The song movement was not such a traumatic experience to those involved as Taisto Communism itself, the legacy of which is still being painfully thrashed out three decades later. Many of the artists who rose from its ranks, such as Agit-Prop’s Liisa Tavi, Mikko Perkoila and Hannu “The Judge” Nurmio, former editor-in-chief of Uusi Laulu, just carried on surprisingly well under changed circumstances.

Even so, the second coming of the political song had to wait for another generation and the disintegration of the Soviet Union. The mental hangover of the over-politicised 1970s was also reflected in music. Apart from the brief punk era, socio-critical music has not been heard in Finland for years. Not even the deep recession of the 1990s succeeded in stirring up a revolt.

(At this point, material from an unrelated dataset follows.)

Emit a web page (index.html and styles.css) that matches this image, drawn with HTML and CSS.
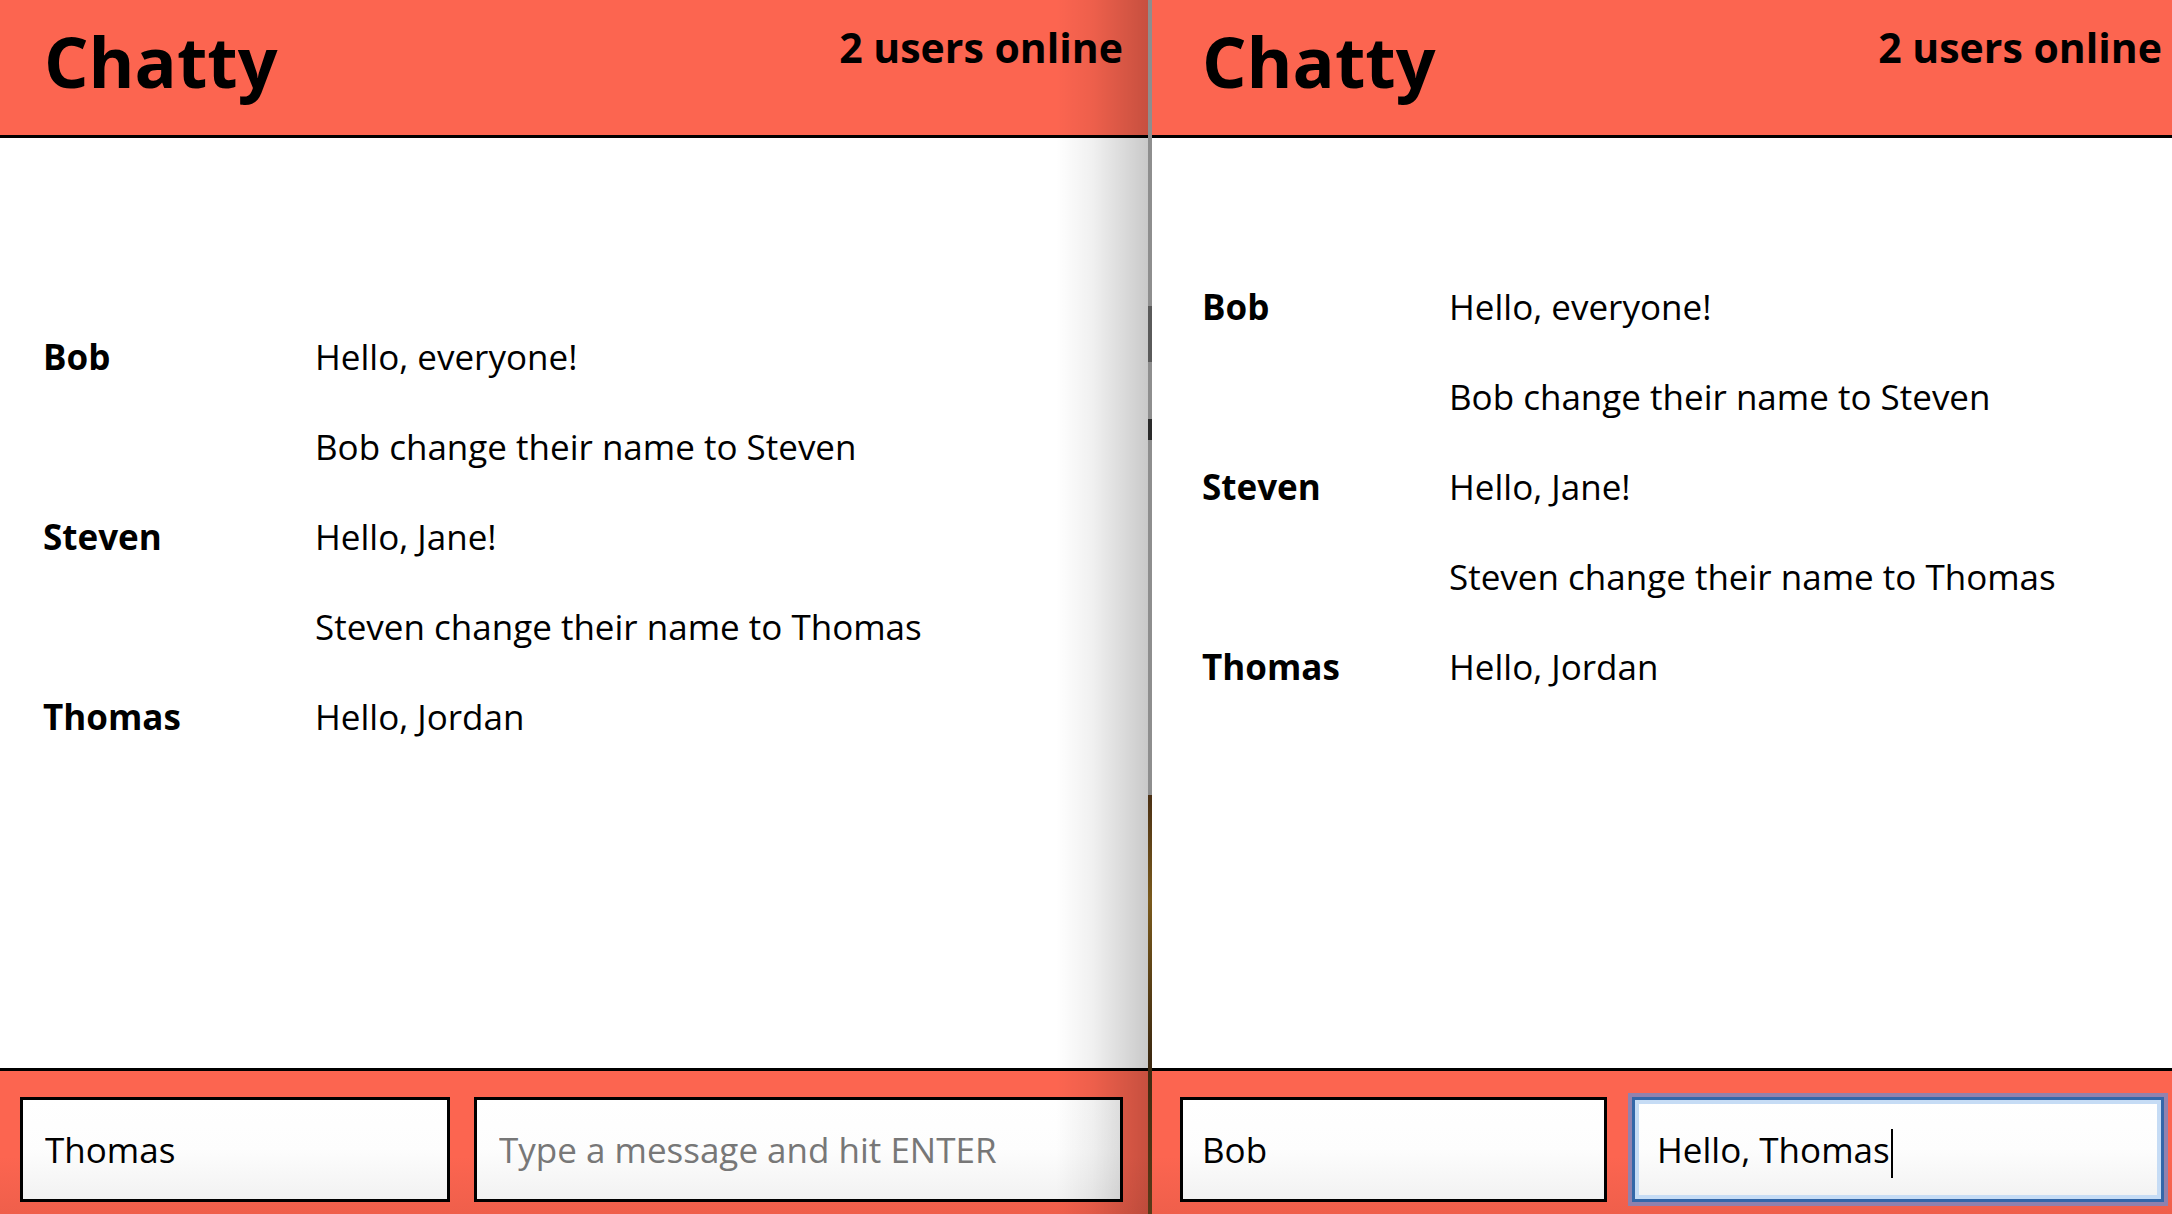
FILE: index.html
```html
<!DOCTYPE html>
<html lang="en">
<head>
<meta charset="utf-8">
<title>Chatty</title>
<link rel="stylesheet" href="styles.css">
</head>
<body>
<div class="screen">
  <section class="window window-left">
    <header class="navbar">
      <span class="brand">Chatty</span>
      <span class="online">2 users online</span>
    </header>
    <main class="messages">
      <div class="message"><span class="username">Bob</span><span class="content">Hello, everyone!</span></div>
      <div class="message system"><span class="username"></span><span class="content">Bob change their name to Steven</span></div>
      <div class="message"><span class="username">Steven</span><span class="content">Hello, Jane!</span></div>
      <div class="message system"><span class="username"></span><span class="content">Steven change their name to Thomas</span></div>
      <div class="message"><span class="username">Thomas</span><span class="content">Hello, Jordan</span></div>
    </main>
    <footer class="chatbar">
      <input class="field field-name" type="text" value="Thomas">
      <input class="field field-message" type="text" placeholder="Type a message and hit ENTER">
    </footer>
  </section>
  <div class="divider"></div>
  <section class="window window-right">
    <header class="navbar">
      <span class="brand">Chatty</span>
      <span class="online">2 users online</span>
    </header>
    <main class="messages">
      <div class="message"><span class="username">Bob</span><span class="content">Hello, everyone!</span></div>
      <div class="message system"><span class="username"></span><span class="content">Bob change their name to Steven</span></div>
      <div class="message"><span class="username">Steven</span><span class="content">Hello, Jane!</span></div>
      <div class="message system"><span class="username"></span><span class="content">Steven change their name to Thomas</span></div>
      <div class="message"><span class="username">Thomas</span><span class="content">Hello, Jordan</span></div>
    </main>
    <footer class="chatbar">
      <input class="field field-name" type="text" value="Bob">
      <div class="field field-message field-focused">Hello, Thomas<span class="caret"></span></div>
    </footer>
  </section>
</div>
</body>
</html>
```
FILE: styles.css
```css
* { box-sizing: border-box; }

html, body {
  margin: 0;
  padding: 0;
}

body {
  width: 2172px;
  height: 1214px;
  overflow: hidden;
  background: #fff;
  font-family: "Open Sans", "Noto Sans", sans-serif;
  color: #000;
}

.screen {
  display: flex;
  height: 1214px;
}

.window {
  display: flex;
  flex-direction: column;
  height: 1214px;
  background: #fff;
  position: relative;
}

.window-left {
  width: 1148px;
  flex: none;
}

.window-left::after {
  content: "";
  position: absolute;
  top: 0;
  right: 0;
  bottom: 0;
  width: 92px;
  background: linear-gradient(to right, rgba(0,0,0,0) 0%, rgba(0,0,0,0.06) 40%, rgba(0,0,0,0.21) 100%);
  pointer-events: none;
}

.window-right {
  flex: 1;
}

.divider {
  width: 4px;
  flex: none;
  background: linear-gradient(to bottom,
    #8e8e8e 0, #8e8e8e 306px,
    #5a5a5a 306px, #5a5a5a 362px,
    #8e8e8e 362px, #8e8e8e 419px,
    #2a2a2a 419px, #2a2a2a 440px,
    #8e8e8e 440px, #8e8e8e 795px,
    #4a3014 795px, #7a5a1c 900px, #3c2810 1060px, #5a3a18 1214px);
}

/* Header */
.navbar {
  height: 138px;
  flex: none;
  background: #fc6550;
  border-bottom: 3px solid #000;
  display: flex;
  justify-content: space-between;
  align-items: flex-start;
  padding-top: 26px;
}

.window-left .navbar { padding-left: 44px; padding-right: 25px; }
.window-right .navbar { padding-left: 50px; padding-right: 10px; }

.brand {
  font-size: 70px;
  font-weight: 700;
  line-height: 1;
}

.online {
  font-size: 41px;
  font-weight: 700;
  line-height: 1;
  margin-top: 1px;
}

/* Messages */
.messages {
  flex: 1;
  display: flex;
  flex-direction: column;
}

.window-left .messages { padding: 174px 0 0 43px; }
.window-right .messages { padding: 124px 0 0 50px; }

.message {
  display: flex;
  font-size: 35px;
  line-height: 90px;
  height: 90px;
  white-space: nowrap;
}

.username {
  font-weight: 700;
  flex: none;
}

.window-left .username { width: 272px; }
.window-right .username { width: 247px; }

/* Chat bar */
.chatbar {
  height: 146px;
  flex: none;
  background: linear-gradient(to bottom, #fc6550 0%, #fc6550 60%, #ef5f4b 100%);
  border-top: 3px solid #000;
  display: flex;
  padding-top: 26px;
}

.window-left .chatbar { padding-left: 20px; padding-right: 25px; gap: 24px; }
.window-right .chatbar { padding-left: 28px; padding-right: 8px; gap: 25px; }

.field {
  height: 105px;
  border: 3px solid #000;
  background: linear-gradient(to bottom, #ffffff 0%, #fdfdfd 50%, #f2f2f2 100%);
  font-family: "Open Sans", "Noto Sans", sans-serif;
  font-size: 35px;
  color: #000;
  padding: 0 19px;
  outline: none;
  border-radius: 0;
  margin: 0;
}

.window-left .field { padding-left: 22px; }

.field::placeholder {
  color: #777;
}

.window-left .field-name { width: 430px; flex: none; }
.window-right .field-name { width: 427px; flex: none; }

.field-message { flex: 1; min-width: 0; }

.field-focused {
  display: flex;
  align-items: center;
  white-space: pre;
  border-color: #3367a9;
  box-shadow: 0 0 0 4px rgba(110, 140, 205, 0.75), inset 0 0 0 4px #c6dcf5;
  padding-left: 22px;
}

.caret {
  display: inline-block;
  width: 2px;
  height: 49px;
  background: #000;
  margin-left: 1px;
  align-self: center;
  position: relative;
  top: 4px;
}
```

Minor changes began to appear when, in 1993-94, the 30+ generation began recalling the battle songs familiar from childhood at three big concerts entitled Eteenpäin – Vorwärts! An Agit-Prop compilation was released in 1995 and the group gave a few concerts to full houses. When Ultra Bra – some of whose members were the offspring of 1960s radicals -began gaining popularity in student circles, the time was ripe for a gradual reassessment of the 1970s political musical heritage.

A political element reappeared in Finnish music with the criticism levelled at globalisation, though on a lesser scale than in the 1970s. The demonstrations accompanying the WTO Ministerial in Seattle in November 1999 lent impetus to the activist movement in Finland as elsewhere. Its musical manifestation was the rap sung in Finnish that had been simmering on the margins for some years already. Among the conspicuous socio-critical artists to emerge were Paleface, MC Avain and Steen1. The heyday of Suomi rap with a political message is now over in 2007, but the stylistic genre is here to stay.